Kharrazi announced a week ago that his country had resumed
building nuclear centrifuges. He said at the time that his country
was retaliating for the West's failure to force the U.N. nuclear
watchdog agency to close its file on possible Iranian violations of
nuclear nonproliferation rules.
But Kharrazi also said Iran was not resuming enrichment of
uranium, which requires a centrifuge. He said that Tehran had
restarted manufacturing the device because Britain, Germany and
France had not stopped the investigation by the International
Atomic Energy Agency, or IAEA.
At one point on Monday, Bush started to say that the United
States got Iran to sign an agreement that would permit inspections,
but then quickly corrected himself to say the "world" got the
Iranians to sign a protocol to allow site inspections.

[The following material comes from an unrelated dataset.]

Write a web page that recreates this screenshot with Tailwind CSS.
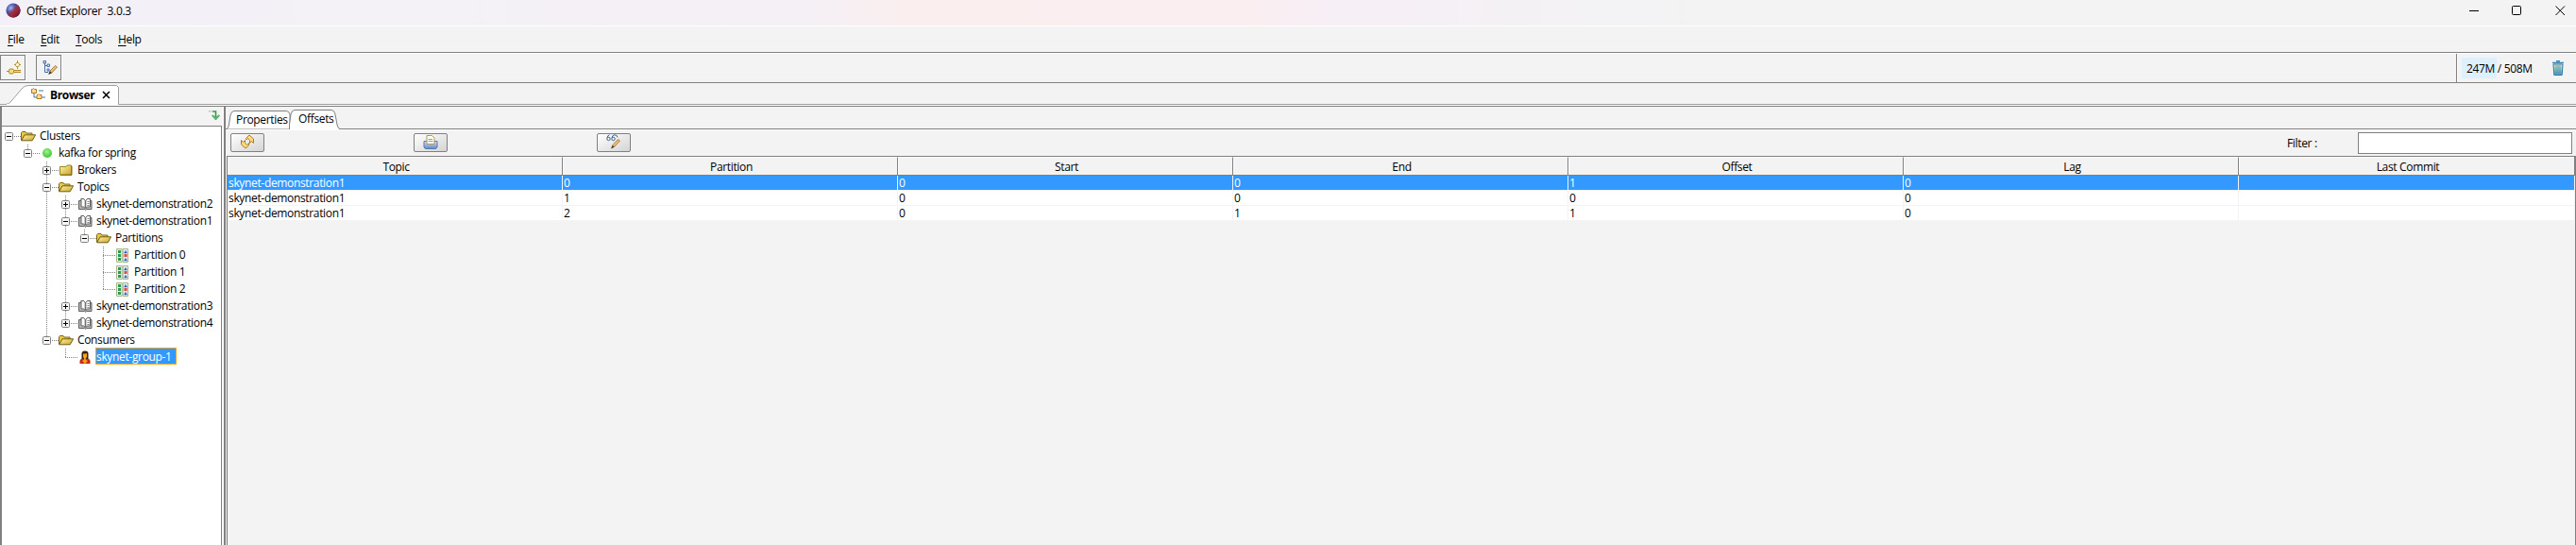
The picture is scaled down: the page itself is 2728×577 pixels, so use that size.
<!DOCTYPE html>
<html lang="en">
<head>
<meta charset="utf-8">
<title>Offset Explorer 3.0.3</title>
<script src="https://cdn.jsdelivr.net/npm/@tailwindcss/browser@4"></script>
</head>
<body class="w-[2728px] h-[577px] overflow-hidden bg-[#f3f3f3] text-black font-['Open_Sans','Noto_Sans',sans-serif] text-[12px] leading-[16px] tracking-[-0.34px] flex flex-col">

<svg width="0" height="0" class="absolute">
  <defs>
    <linearGradient id="gold" x1="0" y1="0" x2="1" y2="1"><stop offset="0" stop-color="#fff6a8"/><stop offset="1" stop-color="#c9a227"/></linearGradient>
    <radialGradient id="globe" cx=".35" cy=".35" r=".75"><stop offset="0" stop-color="#a9b8ea"/><stop offset=".4" stop-color="#4a5fb0"/><stop offset="1" stop-color="#1d1b5f"/></radialGradient>
    <linearGradient id="globeRed" x1="0" y1="0" x2="1" y2="1"><stop offset=".35" stop-color="#b02a38" stop-opacity="0"/><stop offset=".6" stop-color="#a5283a"/><stop offset="1" stop-color="#4a1030"/></linearGradient>
    <radialGradient id="green" cx=".45" cy=".35" r=".65"><stop offset="0" stop-color="#a4f08a"/><stop offset="1" stop-color="#38c832"/></radialGradient>
    <linearGradient id="blueTray" x1="0" y1="0" x2="0" y2="1"><stop offset="0" stop-color="#d5e3f7"/><stop offset="1" stop-color="#5f86c6"/></linearGradient>
    <linearGradient id="bin" x1="0" y1="0" x2="0" y2="1"><stop offset="0" stop-color="#e4ecc4"/><stop offset="1" stop-color="#4a9cc4"/></linearGradient>
  </defs>
  <symbol id="open" viewBox="0 0 16 12"><path d="M.5 10.500V2.500l1-1h3.500l1 1.500h6V5" fill="#e8c84a" stroke="#7d6a12"/><path d="M.7 10.800 4 4.800H15.600L12.200 10.800Z" fill="url(#gold)" stroke="#6e5c10"/></symbol>
  <symbol id="closed" viewBox="0 0 14 12"><path d="M.5 11V2.500H7l1-1.500h4.500V11Z" fill="url(#gold)" stroke="#a08420"/><path d="M1 11.300H13V2" fill="none" stroke="#7d6a12"/></symbol>
  <symbol id="book" viewBox="0 0 15 13"><path d="M.5 2.500H3V.5h2.500L7.500 2.500 9.500.5H12.500V2.500H14V11.500H8.500L7.500 12.500 6.500 11.500H.5Z" fill="#b8b8b8" stroke="#606060"/><path d="M3 .5h2.500L7.200 2.500v8L5.500 9H3Z" fill="#fff" stroke="#606060"/><path d="M9.500.5h3V9H9.500L7.800 10.500v-8Z" fill="#fff" stroke="#606060"/><path d="M9.500 3.500h2M9.500 5.500h2M9.500 7.500h2" stroke="#808080"/></symbol>
  <symbol id="part" viewBox="0 0 14 15"><path d="M.5.5h5.700v14H.5ZM7.200.5h5.300v14H7.200Z" fill="#e4f2f2" stroke="#a8b48c"/><path d="M2 2h3v3H2ZM2 6h3v3H2ZM2 10h3v3H2Z" fill="#2f9a50"/><path d="M8.500 5 10 2.200 11.500 5ZM8.500 13 10 10.200 11.500 13Z" fill="#2b5fb0" stroke="#2b5fb0" stroke-width=".4"/><path d="M8.500 6h3v3h-3Z" fill="#e04a3a"/></symbol>
  <symbol id="user" viewBox="0 0 12 15"><path d="M.5 14V11.500Q.5 9 3.500 8.500h5Q11.500 9 11.500 11.500V14Z" fill="#c8261c"/><path d="M2.500 9V3.500Q2.500.5 6 .5T9.500 3.500V9Z" fill="#3a2008"/><path d="M4 3.500q2 .2 4-.5V7L6.800 8.500V10L9 11 6 14 3 11l2-1V8.500L4 7Z" fill="#f0a818"/></symbol>
  <symbol id="dot" viewBox="0 0 12 12"><circle cx="6" cy="6" r="5" fill="url(#green)"/></symbol>
</svg>

<!-- title bar -->
<header class="h-[28px] shrink-0 border-b border-white flex items-start bg-[linear-gradient(90deg,#f3f1f7_0%,#f4f0f6_31%,#faeeef_35%,#fbeef0_48%,#f6eff6_52%,#f3f2f4_62%,#f3f3f3_70%)]">
  <svg class="ml-[6px] mt-[3px]" width="16" height="16" viewBox="0 0 16 16"><circle cx="8" cy="8" r="7.600" fill="url(#globe)"/><circle cx="8" cy="8" r="7.600" fill="url(#globeRed)"/></svg>
  <span class="ml-[6px] mt-[4px] whitespace-pre tracking-[-0.3px]">Offset Explorer  3.0.3</span>
  <div class="ml-auto flex items-start mt-[6px] mr-[11px]">
    <svg width="10" height="11" viewBox="0 0 10 11"><path d="M0 5.500H10" stroke="#000"/></svg>
    <svg class="ml-[35px]" width="10" height="11" viewBox="0 0 10 11"><rect x=".5" y=".5" width="9" height="9" rx="1" fill="none" stroke="#000"/></svg>
    <svg class="ml-[36px]" width="11" height="11" viewBox="0 0 11 11"><path d="M.5.5 10 10M10 .5.5 10" stroke="#000"/></svg>
  </div>
</header>

<!-- menu bar -->
<nav class="h-[28px] shrink-0 border-b border-[#808080] flex pt-[6px] pl-[8px]">
  <span class="w-[35px]"><u class="underline-offset-2">F</u>ile</span>
  <span class="w-[37px]"><u class="underline-offset-2">E</u>dit</span>
  <span class="w-[45px]"><u class="underline-offset-2">T</u>ools</span>
  <span><u class="underline-offset-2">H</u>elp</span>
</nav>

<!-- toolbar -->
<div class="h-[32px] shrink-0 border-y border-t-white border-b-[#808080] flex">
  <div class="w-[27px] h-[27px] mt-[1px] border border-[#808080] shadow-[1px_1px_0_#fff] flex items-center justify-center">
    <svg class="ml-[2px]" width="16" height="16" viewBox="0 0 16 16"><path d="M11.500 1.500 14 4.500l-2.500 3L9 4.500Z" fill="#fffbe0" stroke="#b8962c"/><path d="M11.500 0V3M11.500 6V9M8 4.500h2M13 4.500h2" stroke="#b8962c"/><path d="M0 11.500H2M8 10.500h7M8 12.500h7" stroke="#b08a20"/><path d="M8 11.500h7" stroke="#f5dc84"/><rect x="2.500" y="9" width="5" height="5" rx="1.500" fill="#f5dc84" stroke="#b08a20"/></svg>
  </div>
  <div class="w-[27px] h-[27px] mt-[1px] ml-[11px] border border-[#808080] shadow-[1px_1px_0_#fff] flex items-center justify-center">
    <svg class="ml-[3px]" width="16" height="16" viewBox="0 0 16 16"><path d="M2.500 3v9.500H6M2.500 5.500H6" fill="none" stroke="#4a6ea8"/><path d="M1 .5h2.500v2.500H1ZM5 4h2.500v2.500H5ZM5 9h2v2H5Z" fill="#dce8f8" stroke="#4a6ea8"/><path d="M7 14l1-3L13.500 5.500 15.500 7 10 13Z" fill="#e8c078" stroke="#9a6a2a" stroke-width=".8"/><path d="M6.200 15 7.800 11.300 9.800 13.200Z" fill="#333"/></svg>
  </div>
  <div class="ml-auto w-[127px] border-l border-[#808080] shadow-[inset_1px_0_0_#fff] flex items-start">
    <div class="ml-[5px] mt-[4px] h-[22px] w-[37px] bg-[#deeffd] pl-[5px] pt-[4px] whitespace-nowrap">247M / 508M</div>
    <svg class="ml-[59px] mt-[7px]" width="12" height="16" viewBox="0 0 12 16"><path d="M1 4h10l-.8 11.500H1.800Z" fill="url(#bin)" stroke="#2a78a8"/><path d="M0 2.500H12M4 .8h4" stroke="#3a86b4" stroke-width="1.500"/><path d="M4 5v9M6 5v9M8 5v9" stroke="#2a78a8" stroke-width=".6"/></svg>
  </div>
</div>

<!-- view tab -->
<div class="h-[25px] shrink-0 border-b border-[#808080] flex flex-col">
  <div class="h-[23px] flex border-b border-[#a0a0a0]">
    <div class="relative w-[127px] h-[23px]">
      <svg class="absolute left-0 top-0" width="127" height="24" viewBox="0 0 127 24"><path d="M6 22.500Q10 22 12 19L23 6Q26 2.500 30 2.500H123.500L125.500 4.500V22.500" fill="#fff" stroke="#a0a0a0"/><path d="M7 22.500H125" stroke="#fff"/></svg>
      <div class="relative flex pl-[33px] pt-[5px]">
        <svg width="15" height="14" viewBox="0 0 15 14"><path d="M3 6v4h4M8 3h5M11 10h4" fill="none" stroke="#2f7fb8"/><path d="M.5 1.500h1l1-1 1 1h2v4H.5ZM6 7.500h1l1-1 1 1h2v4H6Z" fill="#fbd99a" stroke="#b8761e"/></svg>
        <b class="ml-[5px]">Browser</b>
        <svg class="ml-[8px] mt-[3px]" width="9" height="9" viewBox="0 0 9 9"><path d="M1 1l7 7M8 1 1 8" stroke="#000" stroke-width="1.500"/></svg>
      </div>
    </div>
  </div>
  <div class="h-px bg-white"></div>
</div>

<main class="flex-1 flex min-h-0">
  <!-- cluster browser -->
  <aside class="w-[239px] flex border-l-2 border-r-2 border-[#808080] shrink-0">
    <div class="w-[235px] pr-[2px] flex flex-col bg-[#f9f9f9]">
      <div class="h-[21px] shrink-0 border-b border-[#808080] bg-[#f3f3f3] flex justify-end">
        <svg class="mt-[4px] mr-[2px]" width="12" height="11" viewBox="0 0 12 11"><path d="M0 .8h4" stroke="#58b070" stroke-dasharray="1 1"/><path d="M4 1h3.500v6" fill="none" stroke="#2f9a50" stroke-width="1.600"/><path d="M3.500 5.500 7.500 10l4-4.500-1-.5-3 2.500-3-2.500Z" fill="#5cc070" stroke="#2a8a48" stroke-width=".6"/></svg>
      </div>
      <div id="tree" class="flex-1 bg-white border-r border-[#808080] overflow-hidden pt-[1px]"></div>
    </div>
  </aside>

  <section class="flex-1 flex flex-col min-w-0">
    <!-- detail tabs -->
    <div class="h-[24px] shrink-0 border-b border-[#808080] relative">
      <svg class="absolute left-0 top-0" width="124" height="25" viewBox="0 0 124 25"><path d="M1 23.500Q3 23 3.500 19L5 9Q6 4.500 9 4.500H64Q67 4.500 68 8V23.500" fill="#fff" stroke="#808080"/><path d="M67.500 24V19L69 8Q70 3.500 73 3.500H112Q115 3.500 116 8L118 19Q119 23.500 121 23.500" fill="#fff" stroke="#808080"/><path d="M68 23.500h52" stroke="#fff"/></svg>
      <div class="relative flex pl-[11px]">
        <span class="mt-[6px] w-[66px]">Properties</span><span class="mt-[5px]">Offsets</span>
      </div>
    </div>
    <!-- actions and filter -->
    <div class="h-[28px] shrink-0 border-t border-white flex items-start pl-[5px] pr-[4px] pt-[3px]">
      <div class="w-[36px] h-[20px] border border-[#808080] rounded-[2px] bg-linear-to-br from-white to-[#d4d4d4] flex justify-center">
        <svg width="16" height="16" viewBox="0 0 16 16"><path d="M6.500 4.500 10 1l4.500 4V9.500L12.500 7.500 10.500 9.500V6.500L8.500 4.500 7 6Z" fill="#fbdc80" stroke="#b07a20"/><path d="M1.500 6.500 3.500 8.500 5.500 6.500V9.500L7.500 11.500 9.500 9.500 9.500 12 6 15 1.500 11Z" fill="#fbdc80" stroke="#b07a20"/></svg>
      </div>
      <div class="ml-[158px] w-[36px] h-[20px] border border-[#808080] rounded-[2px] bg-linear-to-br from-white to-[#d4d4d4] flex justify-center">
        <svg width="16" height="17" viewBox="0 0 16 17"><path d="M1 7.500h14v6.500l-1.500 1.500h-11L1 14Z" fill="url(#blueTray)" stroke="#5878b0"/><path d="M4 10.500V1.500h5.500L12 4v6.500Z" fill="#fffdf0" stroke="#b09a58"/><path d="M5.500 5.500h4.500M5.500 7.500h5" stroke="#88a0c8"/></svg>
      </div>
      <div class="ml-[158px] w-[36px] h-[20px] border border-[#808080] rounded-[2px] bg-linear-to-br from-white to-[#d4d4d4] flex justify-center">
        <svg width="16" height="16" viewBox="0 0 16 16"><path d="M1 4Q1.500 1 3.500.8M6 4Q6.500 1 8.500.8q3-.3 3.500 2.500" fill="none" stroke="#3a5f8a"/><circle cx="2.500" cy="5" r="1.700" fill="#fff" stroke="#3a5f8a"/><circle cx="7.500" cy="5" r="1.700" fill="#fff" stroke="#3a5f8a"/><path d="M6 14.500l1-3L12.500 5.500l2 1.500L9 13Z" fill="#f0c078" stroke="#9a6a2a" stroke-width=".8"/><path d="M5 15.500 6.700 12 8.500 13.500Z" fill="#333"/></svg>
      </div>
      <span class="ml-auto mt-[3px] w-[75px]">Filter :</span>
      <div class="w-[227px] h-[23px] -mt-[1px] border border-[#808080] bg-white"></div>
    </div>
    <!-- offsets table -->
    <div class="flex-1 ml-[1px] border-l border-t border-r border-[#808080] flex flex-col">
      <div id="head" class="h-[20px] grid grid-cols-[repeat(7,355px)_1px] border-b border-[#808080]"></div>
      <div id="rows" class="flex flex-col"></div>
    </div>
  </section>
</main>

<script>
const cols = ['Topic', 'Partition', 'Start', 'End', 'Offset', 'Lag', 'Last Commit'];
document.getElementById('head').innerHTML = cols.map((c, i) =>
  `<div class="text-center pt-[2px] pl-[3px] border-t border-t-white ${i < 6 ? 'border-r border-r-[#808080] shadow-[1px_0_0_#fff]' : ''}">${c}</div>`).join('') +
  '<div class="bg-[#808080]"></div>';

const data = [
  ['skynet-demonstration1', 0, 0, 0, 1, 0, ''],
  ['skynet-demonstration1', 1, 0, 0, 0, 0, ''],
  ['skynet-demonstration1', 2, 0, 1, 1, 0, ''],
];
document.getElementById('rows').innerHTML = data.map((r, n) =>
  `<div class="w-[2485px] grid grid-cols-[repeat(7,355px)] h-[16px] border-b border-[#f3f3f3] ${n ? 'bg-white' : 'bg-[#3399ff] text-white'}">` +
  r.map((v, i) => `<div class="h-[15px] pl-[1px] leading-[15px] ${i < 6 ? 'border-r border-[#f3f3f3]' : ''}">${v}</div>`).join('') + '</div>').join('');

// guides: one character per ancestor column; join: extent of the node's own line (u = upper half, b = full height)
const nodes = [
  ['',      '',  '-', 'open',   16, 12, 'Clusters'],
  [' ',     'u', '-', 'dot',    12, 12, 'kafka for spring'],
  ['  ',    'b', '+', 'closed', 14, 12, 'Brokers'],
  ['  ',    'b', '-', 'open',   16, 12, 'Topics'],
  ['  |',   'b', '+', 'book',   15, 13, 'skynet-demonstration2'],
  ['  |',   'b', '-', 'book',   15, 13, 'skynet-demonstration1'],
  ['  ||',  'u', '-', 'open',   16, 12, 'Partitions'],
  ['  || ', 'b', '',  'part',   14, 15, 'Partition 0'],
  ['  || ', 'b', '',  'part',   14, 15, 'Partition 1'],
  ['  || ', 'u', '',  'part',   14, 15, 'Partition 2'],
  ['  |',   'b', '+', 'book',   15, 13, 'skynet-demonstration3'],
  ['  |',   'u', '+', 'book',   15, 13, 'skynet-demonstration4'],
  ['  ',    'u', '-', 'open',   16, 12, 'Consumers'],
  ['   ',   'u', '',  'user',   12, 15, 'skynet-group-1', true],
];
const line = d => `<path d="${d}" stroke="#808080" stroke-dasharray="1 1" fill="none"/>`;
document.getElementById('tree').innerHTML = nodes.map(([guides, join, box, icon, w, h, label, sel]) => {
  const cells = [...guides].map(g =>
    `<svg class="shrink-0" width="20" height="18" viewBox="0 0 20 18">${g === '|' ? line('M10.500 0V18') : ''}</svg>`).join('');
  const own = (join ? line(join === 'b' ? 'M10.500 0V18' : 'M10.500 0V9') : '') + line('M10 9.500H24') +
    (box ? '<rect x="6.500" y="5.500" width="8" height="8" rx="1" fill="#f6f6f4" stroke="#808080"/><path d="M8 9.500h5' +
      (box === '+' ? 'M10.500 7v5' : '') + '" stroke="#000"/>' : '');
  return `<div class="flex h-[18px] -ml-[3px] whitespace-nowrap">${cells}` +
    `<svg class="shrink-0 overflow-visible" width="20" height="18" viewBox="0 0 20 18">${own}</svg>` +
    `<span class="w-[22px] flex items-center justify-center shrink-0"><svg class="relative" width="${w}" height="${h}"><use href="#${icon}"/></svg></span>` +
    (sel ? `<span class="h-[18px] -mt-px pt-px w-[86px] border border-[#f5a623] bg-[#3399ff] text-white">${label}</span>`
         : `<span class="ml-[1px] mt-[1px]">${label}</span>`) + '</div>';
}).join('');
</script>
</body>
</html>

Rice, appearing on CNN"s "Late Edition," said, "The United
States was the first to say that Iran was a threat in this way, to
try and convince the international community that Iran was trying,
under the cover of a civilian nuclear program, to actually bring
about a nuclear weapons program."
"I think we've finally now got the world community to a place,
and the [IAEA] to a place, that it is worried and suspicious of the
Iranian activities," she said. "Iran is facing for the first time
real resistance to trying to take these steps."
Bush, in his 2002 State of the Union address, included Iran with
North Korea and Iraq in an "axis of evil" dedicated to developing
nuclear and other weapons of mass destruction.
Since then, North Korea has publicly resumed its nuclear
development program. In Iraq, invading U.S.-led forces have found
no such programs after President Saddam Hussein was deposed.